Why Travis Head deserves an extended run as Australian opener despite a series-opening loss to England that illustrated the top-order investment required without banned duo Steve Smith and David Warner.

Australia's captain Tim Paine dives but fails to take the wicket of England's Jos Buttler during the first One Day International between England and Australia at The Oval cricket ground in London. Picture: AFP/ Ian Kington.
Australia's captain Tim Paine dives but fails to take the wicket of England's Jos Buttler during the first One Day International between England and Australia at The Oval cricket ground in London. Picture: AFP/ Ian Kington.

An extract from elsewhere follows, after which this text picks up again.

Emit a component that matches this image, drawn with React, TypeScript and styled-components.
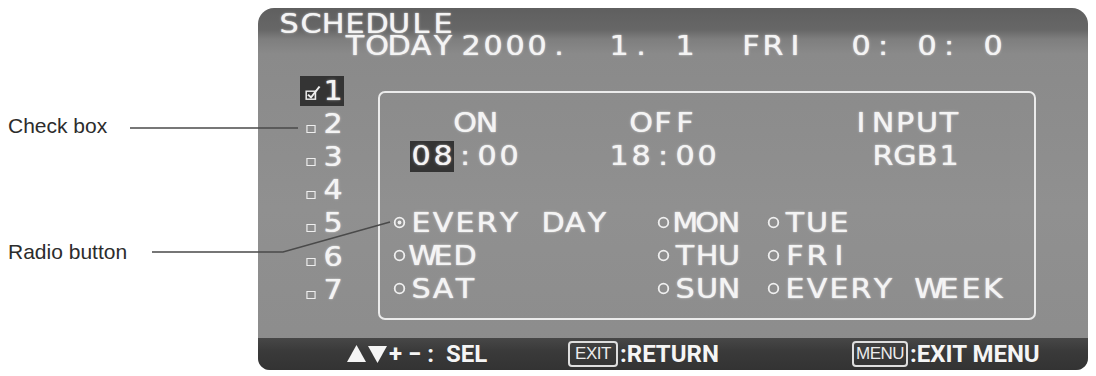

Travis Head deserves an extended run as Australian opener despite a series-opening loss to England that illustrated the top-order investment required without banned duo Steve Smith and David Warner.

England (7/218) prevailed by three wickets at The Oval through a match-winning 115-run, fourth-wicket stand between one-day and Test leaders Eoin Morgan (69) and Joe Root (50).

Australia had Glenn Maxwell (62, 64 balls) fire but the Big Show lacked a specialist partner before No.7 Ashton Agar (40) provided a teasing, 84-run liaison.

The cool exploits of Morgan and Root underlined the superstar hole former skipper Smith and Warner left as England chased an under par 215 with six overs remaining. Seven of Smith’s eight one-day tons have come in the top three while opener Warner has 14.

Head (5) entered the series opener averaging 50 over five starts opening for Australia but fell chasing a hooping outswinger from allrounder David Willey.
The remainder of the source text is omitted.